A new low in crushing the dissent
Social media posts that unveil brutal truths are labeled as “misinformation” by the government. Individuals and journalists engaged in sharing such content are attacked. The press freedom in India has climbed down to 142 in 2020. In such a country, the request for “traceability” would lead to more attacks.
The new IT rules would act as an attempt to solidify the ‘Godi Media’, “A pejorative term coined and popularized by NDTV journalist Ravish Kumar, for the sensationalist and biased Indian print and TV news media, which supports the ruling National Democratic Alliance (NDA) government,” according to Wikipedia. Rules are set to get “ultimate power” to suppress social media content. Some artists criticized the government for threatening their freedom of expression.
Twitter has been battling with the Indian government since the farmers’ protest. Twitter was requested to take down tweets against “govt’s image” but the tweets were later restored, putting Twitter on heat.
The microblogging site plays the role of opposition. It faces mounting criticism for its refusal to block tweets against Indian Prime Minister Narendra Modi to the tagging of Bharatiya Janata Party (BJP) spokesperson’s tweet as “manipulated media”.
“To keep our service available, we will strive to comply with applicable law in India. But, just as we do around the world, we will continue to be strictly guided by principles of transparency, a commitment to empowering every voice on the service, and protecting freedom of expression and privacy under the rule of law,” Twitter responded.
“Twitter is a platform, not a regulator. To regulate, they say they have kept fact-checkers. Who are these fact-checkers? I want to know their names and how they have been appointed. Some of these fact-checkers have one agenda, Hate Modi. Twitter could not find any neutral fact-checkers in such a big country? This question needs to be raised. Twitter should just follow India’s laws. Just put a grievance redressal officer so an ordinary person can make a complaint. Appoint a nodal officer so an investigating agency can get help from you,” The minister of Electronics and Information Technology Ravi Shankar Prasad said in an exclusive interview with India Today.
Prasad went on to say that the problem is not with the use of social media but with misuse of it. He added: “When that happens, what should a person do? Is it not true that sometimes compromising photographs of women are uploaded on social media? Sometimes people are defamed on social media? To counter this, we have asked social media companies in the new IT rules to appoint a grievance redressal officer so that Indian users have someone to complain to in such situations. They should not have to complain to someone in the US. What is the problem with that?”
Seize the moment: Koo, the Indian rival of Twitter with nearly 6 million users is emerging as a major social media under the new guidelines. Press release by the Ministry of Electronics and IT in response to the statements made by Twitter first appeared on Koo.

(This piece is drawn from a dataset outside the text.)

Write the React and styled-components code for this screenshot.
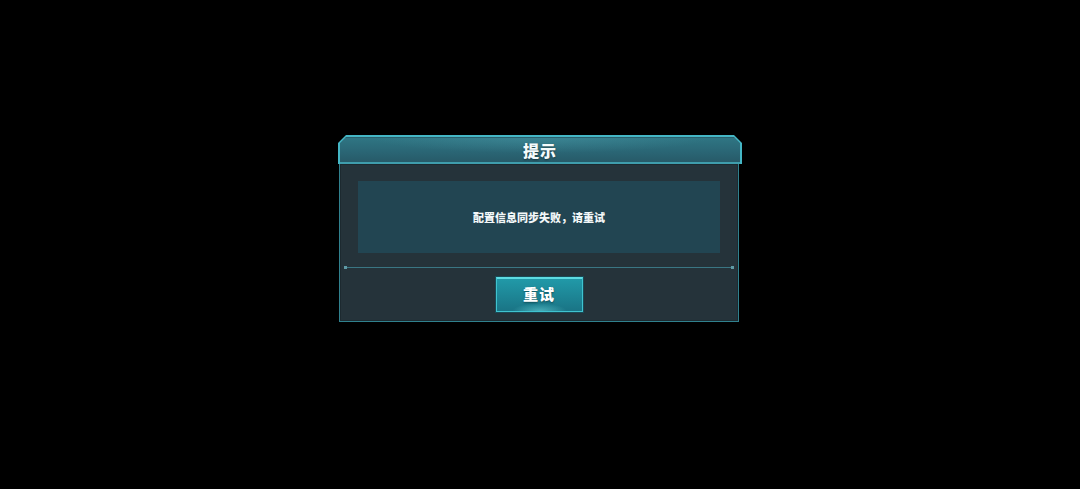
import React from 'react';
import styled, { createGlobalStyle } from 'styled-components';

const GlobalStyle = createGlobalStyle`
  html, body {
    margin: 0;
    padding: 0;
    background: #000;
  }
  body {
    font-family: "Noto Sans CJK SC", "Noto Sans", sans-serif;
  }
`;

const Screen = styled.div`
  width: 1080px;
  height: 489px;
  background: #000;
  padding-top: 135px;
  box-sizing: border-box;
`;

const Dialog = styled.div`
  width: 404px;
  margin-left: 338px;
  display: flex;
  flex-direction: column;
`;

const chamfer = (c) => `polygon(${c}px 0, calc(100% - ${c}px) 0, 100% ${c}px, 100% 100%, 0 100%, 0 ${c}px)`;

const HeaderFrame = styled.div`
  height: 29px;
  padding: 2px 2px 0;
  box-sizing: border-box;
  background: #44b6c5;
  clip-path: ${chamfer(8)};
`;

const Header = styled.div`
  height: 100%;
  display: flex;
  align-items: center;
  justify-content: center;
  background:
    radial-gradient(ellipse 60% 90% at 50% 0%, rgba(80, 160, 175, 0.35), transparent 70%),
    linear-gradient(180deg, #2f7583 0%, #2a6574 60%, #275a68 100%);
  border-top: 1px solid #2b5f6c;
  border-bottom: 2px solid #3f9dac;
  box-sizing: border-box;
  clip-path: ${chamfer(6)};
`;

const Title = styled.div`
  color: #f4fbfc;
  font-size: 16px;
  font-weight: 900;
  letter-spacing: 1px;
  line-height: 1;
  text-shadow: 0 1px 2px rgba(0, 0, 0, 0.45);
`;

const Body = styled.div`
  margin: 0 3px 0 1px;
  height: 158px;
  box-sizing: border-box;
  background: #25333a;
  border: 1px solid #30818e;
  border-top: none;
  box-shadow: inset 0 0 0 1px #1d2a30;
  display: flex;
  flex-direction: column;
  align-items: center;
  padding-top: 17px;
`;

const Message = styled.div`
  width: 362px;
  height: 72px;
  background: #224552;
  display: flex;
  align-items: center;
  justify-content: center;
  color: #f2f7f8;
  font-size: 11px;
  font-weight: 900;
`;

const Divider = styled.div`
  position: relative;
  width: 390px;
  height: 1px;
  margin-top: 14px;
  background: #3a7683;

  &::before,
  &::after {
    content: '';
    position: absolute;
    top: -1px;
    width: 3px;
    height: 3px;
    background: #5f9aa5;
  }
  &::before { left: 0; }
  &::after { right: 0; }
`;

const Button = styled.button`
  margin-top: 9px;
  width: 87px;
  height: 35px;
  padding: 0 0 3px;
  border: 1px solid #3fc3cf;
  border-top: 2px solid #5ddbe2;
  box-sizing: border-box;
  background:
    radial-gradient(ellipse 40% 30% at 50% 100%, rgba(120, 230, 235, 0.5), transparent 80%),
    linear-gradient(180deg, #2199a8 0%, #1d8595 55%, #1a7485 100%);
  color: #fff;
  font-family: inherit;
  font-size: 15px;
  font-weight: 900;
  letter-spacing: 1px;
  line-height: 1;
  text-shadow: 0 1px 2px rgba(0, 0, 0, 0.4);
  box-shadow: 0 0 0 1px #1b4a55;
  cursor: pointer;
`;

const App = () => (
  <Screen>
    <GlobalStyle />
    <Dialog>
      <HeaderFrame>
        <Header>
          <Title>提示</Title>
        </Header>
      </HeaderFrame>
      <Body>
        <Message>配置信息同步失败，请重试</Message>
        <Divider />
        <Button>重试</Button>
      </Body>
    </Dialog>
  </Screen>
);

export default App;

Google and Facebook will comply with the new IT rules. “It’s obviously early days, and our local teams are very engaged. You know we comply with local laws, and we will approach it with the same framework, ” Google chief executive Sundar Pichai said.
“We engage and explain to everyone the importance of information, promoting free flow of information, but we do want to respect legislative processes in democratic countries. We are committed to complying,” he added.